With apologies to Levitt and Dubner for the "How are x's like y's" title, here's an interesting case of ticket pricing from the Big 12 conference:
When Kansas football fans Owen and Lisa Foust headed to the Jayhawks' season opener last Saturday, they bundled up 3-month-old daughter Kate to go along.
But when they presented their tickets at the gate, they were told they would need an additional $35 ticket for Kate.
"I just thought it was pretty tacky," Owen Foust said. "It's just a grab for money."
Of course Missouri games are more family-friendly (tongue planted firmly in cheek):
Fans under 2 also can get in free to see the Missouri Tigers or Kansas State Wildcats play, and those under 1 don't pay for tickets at Iowa State.
Seriously though, KU officials are apparently responding to complaints about infants invading other paying customers' seats:
"Everybody needs a ticket regardless of age," Marchiony said. "The very small children come with backpacks and bottles and toys. ... We've received numerous complaints over the years from people who are sitting next to those people — enough for us to know that even those sized children need the space."
So what is the proper price for parents of infants to pay? Of course it depends on what it costs to have the kids come in (including the expected costs imposed on other paying customers) and the willingness of parents to pay.
The article notes that Nebraska, Texas, and Oklahoma each charge to admit infants, but these schools, unlike Mizzou and KU, face a binding capacity constraint: NU, for example, has sold out every single game since the early 1960's. When capacity constraints hold, infants brought to games are more likely to impose costs on other paying customers than at KU and at MU, where games rarely sell out.
Program officials at KU could set up a family area where they sell a pack of tickets at a discount. Suppose they charge $35 for an adult ticket. They could charge, say $90, for a family of four: the same as charging $35 to two adults and $10 to two kids. The kids get a discount and it probably doesn't look as tacky. And they can funnel families to an area and away from areas where the kids may bother other paying customers.

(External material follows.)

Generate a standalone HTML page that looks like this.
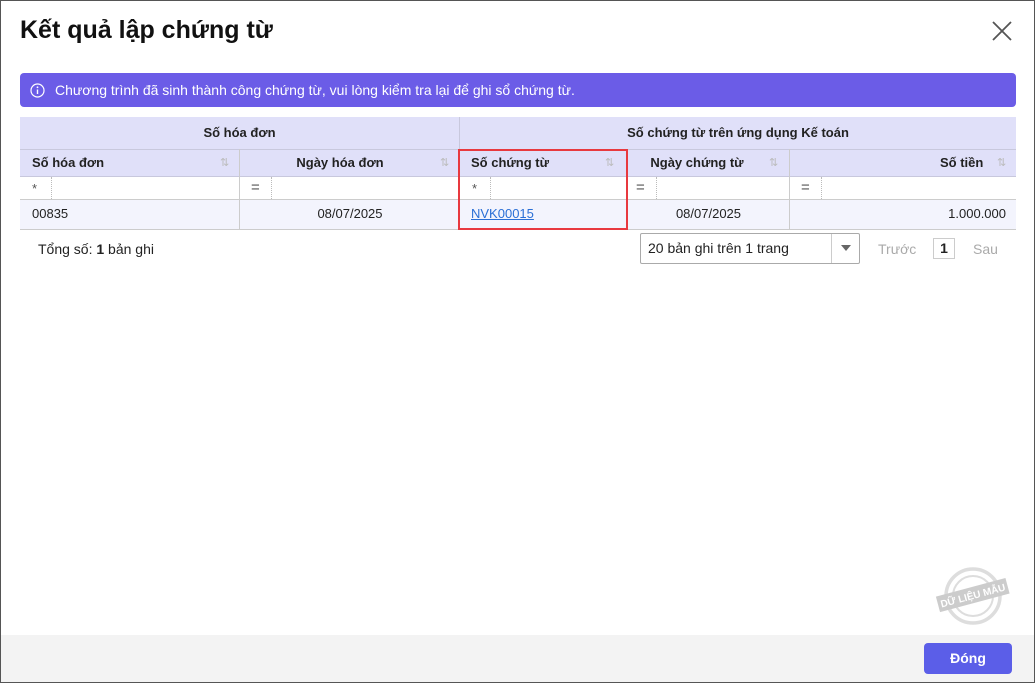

And if capacity is not a problem, then decrease the number of tickets sold in the family areas and let infants in free. If there is an average of 50 infants that come to games, then offer 50 fewer tickets for sale and tell people that if they sit in the family area, then infants get in free to the family area. Otherwise they pay full price. If parents sit in other areas and their infants impose costs on others, the parents bear the cost.